Presumably, we start this process by staring at a big lump of observations $\mathcal{D}$. Our first question is, do we want to use a BN or an MN? Typical, this choice is *pure judgement.* To help with that, I'll reguritate something from answer 1:

"
Broadly, MNs do better when we have decidedly associative observations - like pixels on a screen or concurrent sounds. BNs are better suited when we suspect the RVs attests to distinct components of some causal structure. Timestamps and an outside expectation of what's producing the data are helpful for that.
"

That said, the choice is usually clear from our qualitative understanding of the system. Hence we are fairly confident in this choice. So going forward, let's assume we can make this choice.

(Transition)

### The obvious solution that doesn't work.

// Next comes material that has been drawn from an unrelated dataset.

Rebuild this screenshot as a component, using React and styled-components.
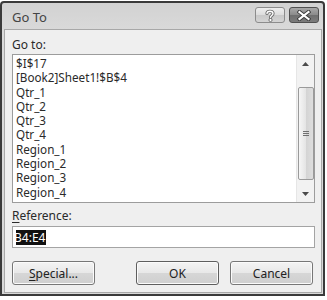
import { createGlobalStyle } from "styled-components";
import styled from "styled-components";

const names = ["$I$17", "[Book2]Sheet1!$B$4", "Qtr_1", "Qtr_2", "Qtr_3", "Qtr_4", "Region_1", "Region_2", "Region_3", "Region_4"];

const GlobalStyle = createGlobalStyle`
  body {
    margin: 0;
    background: #ffffff;
    font-family: "Noto Sans", "Liberation Sans", sans-serif;
  }
`;

export default function App() {
  return (
    <>
      <GlobalStyle />
      <Window>
        <TitleBar>
          <Title>Go To</Title>
          <CaptionButtons>
            <CaptionButton>
              <svg width="12" height="13" viewBox="0 0 12 13">
                <path d="M3 4.5 C3 1.5 9 1.5 9 4.5 C9 6.5 6.5 6.5 6.5 8.5" fill="none" stroke="#6a6a6a" strokeWidth="3.2" strokeLinecap="round" />
                <path d="M3 4.5 C3 1.5 9 1.5 9 4.5 C9 6.5 6.5 6.5 6.5 8.5" fill="none" stroke="#ffffff" strokeWidth="1.4" strokeLinecap="round" />
                <circle cx="6.5" cy="11" r="1.6" fill="#ffffff" stroke="#6a6a6a" strokeWidth="0.9" />
              </svg>
            </CaptionButton>
            <CaptionButton close>
              <svg width="14" height="11" viewBox="0 0 14 11">
                <path d="M2.5 2 L11.5 9 M11.5 2 L2.5 9" stroke="#3a3a3a" strokeWidth="4" strokeLinecap="square" />
                <path d="M2.5 2 L11.5 9 M11.5 2 L2.5 9" stroke="#ffffff" strokeWidth="2.2" strokeLinecap="square" />
              </svg>
            </CaptionButton>
          </CaptionButtons>
        </TitleBar>
        <Client>
          <Label>Go to:</Label>
          <ListBox>
            <Items>
              {names.map((name) => (
                <Item key={name}>{name}</Item>
              ))}
            </Items>
            <ScrollBar>
              <Arrow>
                <svg width="7" height="4" viewBox="0 0 7 4"><path d="M0 4 L3.5 0 L7 4 Z" fill="#4a4a4a" /></svg>
              </Arrow>
              <Track>
                <Thumb style={{ marginTop: 15, height: 93 }}>
                  <Grip />
                  <Grip />
                  <Grip />
                </Thumb>
              </Track>
              <Arrow>
                <svg width="7" height="4" viewBox="0 0 7 4"><path d="M0 0 L3.5 4 L7 0 Z" fill="#4a4a4a" /></svg>
              </Arrow>
            </ScrollBar>
          </ListBox>
          <Label reference>
            <u>R</u>eference:
          </Label>
          <Field>
            <Clip>
              <Selected>B4:E4</Selected>
            </Clip>
          </Field>
          <ButtonRow>
            <Button>
              <u>S</u>pecial...
            </Button>
            <Spacer />
            <Button isDefault>OK</Button>
            <Button>Cancel</Button>
          </ButtonRow>
        </Client>
      </Window>
    </>
  );
}

const Window = styled.div`
  box-sizing: border-box;
  width: 325px;
  height: 295px;
  margin-top: 1px;
  border: 2px solid #3a3a3a;
  border-radius: 4px 4px 0 0;
  background: linear-gradient(#d2d2d2, #dadada 30px, #d8d8d8);
  display: flex;
  flex-direction: column;
`;

const TitleBar = styled.div`
  height: 26px;
  display: flex;
  align-items: flex-start;
  padding: 0 4px 0 10px;
`;

const Title = styled.div`
  flex: 1;
  font-size: 13px;
  line-height: 16px;
  margin-top: 6px;
  color: #444444;
`;

const CaptionButtons = styled.div`
  display: flex;
  gap: 4px;
  margin-top: 4px;
`;

const CaptionButton = styled.div`
  box-sizing: border-box;
  width: 30px;
  height: 16px;
  border: 1px solid ${({ close }) => (close ? "#505050" : "#8c8c8c")};
  border-radius: 3px;
  background: ${({ close }) =>
    close
      ? "linear-gradient(#a8a8a8, #8a8a8a 50%, #6e6e6e 51%, #7c7c7c)"
      : "linear-gradient(#eeeeee, #dcdcdc 50%, #c8c8c8 51%, #d4d4d4)"};
  display: flex;
  align-items: center;
  justify-content: center;
`;

const Client = styled.div`
  flex: 1;
  margin: 0 1px 1px 2px;
  border: 1px solid #a8a8a8;
  background: #efefef;
  display: flex;
  flex-direction: column;
  padding: 7px 6px 0 7px;
  font-size: 12px;
  color: #2a2a2a;
`;

const Label = styled.div`
  line-height: 15px;
  margin-top: ${({ reference }) => (reference ? "5px" : "0")};
  u {
    text-decoration-thickness: 1px;
    text-underline-offset: 2px;
  }
`;

const ListBox = styled.div`
  box-sizing: border-box;
  height: 149px;
  margin-top: 2px;
  border: 1px solid #9c9c9c;
  background: #ffffff;
  display: flex;
  overflow: hidden;
`;

const Items = styled.div`
  flex: 1;
  padding: 1px 0 0 3px;
  overflow: hidden;
  font-size: 11.7px;
`;

const Item = styled.div`
  line-height: 14.3px;
  white-space: nowrap;
`;

const ScrollBar = styled.div`
  width: 17px;
  background: #f2f2f2;
  border-left: 1px solid #e6e6e6;
  display: flex;
  flex-direction: column;
`;

const Arrow = styled.div`
  height: 17px;
  display: flex;
  align-items: center;
  justify-content: center;
`;

const Track = styled.div`
  flex: 1;
  display: flex;
  flex-direction: column;
  align-items: center;
`;

const Thumb = styled.div`
  box-sizing: border-box;
  width: 16px;
  border: 1px solid #9a9a9a;
  border-radius: 2px;
  background: linear-gradient(90deg, #f6f6f6, #e4e4e4 50%, #d4d4d4 51%, #dedede);
  display: flex;
  flex-direction: column;
  align-items: center;
  justify-content: center;
  gap: 1px;
`;

const Grip = styled.div`
  width: 6px;
  height: 1px;
  background: #707070;
`;

const Field = styled.div`
  box-sizing: border-box;
  height: 22px;
  margin-top: 3px;
  border: 1px solid #a4a4a4;
  background: #ffffff;
  padding: 2px 3px;
  display: flex;
  align-items: center;
`;

const Clip = styled.div`
  overflow: hidden;
  flex: 1;
  line-height: 15px;
`;

const Selected = styled.span`
  margin-left: -2px;
  background: #111111;
  color: #ffffff;
  padding: 0 1px 0 0;
`;

const ButtonRow = styled.div`
  display: flex;
  gap: 11px;
  margin-top: 13px;
  padding-right: 2px;
`;

const Spacer = styled.div`
  flex: 1;
`;

const Button = styled.div`
  box-sizing: border-box;
  width: 83px;
  height: 24px;
  border: 1px solid ${({ isDefault }) => (isDefault ? "#5e5e5e" : "#777777")};
  border-radius: 3px;
  background: linear-gradient(#f4f4f4, #e8e8e8 48%, #d6d6d6 52%, #cfcfcf);
  box-shadow: inset 0 0 0 1px #fbfbfb;
  display: flex;
  align-items: center;
  justify-content: center;
  color: #222222;
  u {
    text-decoration-thickness: 1px;
    text-underline-offset: 2px;
  }
`;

Recall from the refresher that, a graph, whether its for a BN or an MN, implies a set of CI statements regarding $\mathcal{X}$. An irresistible solution is to simply ask of $\mathcal{D}$ which CI statements are true and then generate the graph that reflects those CI statement[1]. As appealing as this sounds, such approaches don't work well for two reasons:

1. Since $\mathcal{X}$ is a mere sample from the true distribution $P(\mathcal{X})$, we never expect CI statements to hold *exactly* in our data. Therefore, we are forced to rely on some statistical test to determine whether a given CI statement is true. Such tests are undoubtedly subject to error. This is an issue because as we grow our set of CI statement, errors propagate - false statements in the past make us more likely to make false ones in the future.

2. It is likely that we need to invoke these statistical test many times. Since they are designed to admit a controlled but non-neglible percentage of errors, as the number of invocations grows, so does the number of errors.
    
Because of this, we will not explore such solutions. Though they aren't useless. For example, they can serve as useful initialization strategies for other approaches.

Instead, we will consider that which works best in practice. 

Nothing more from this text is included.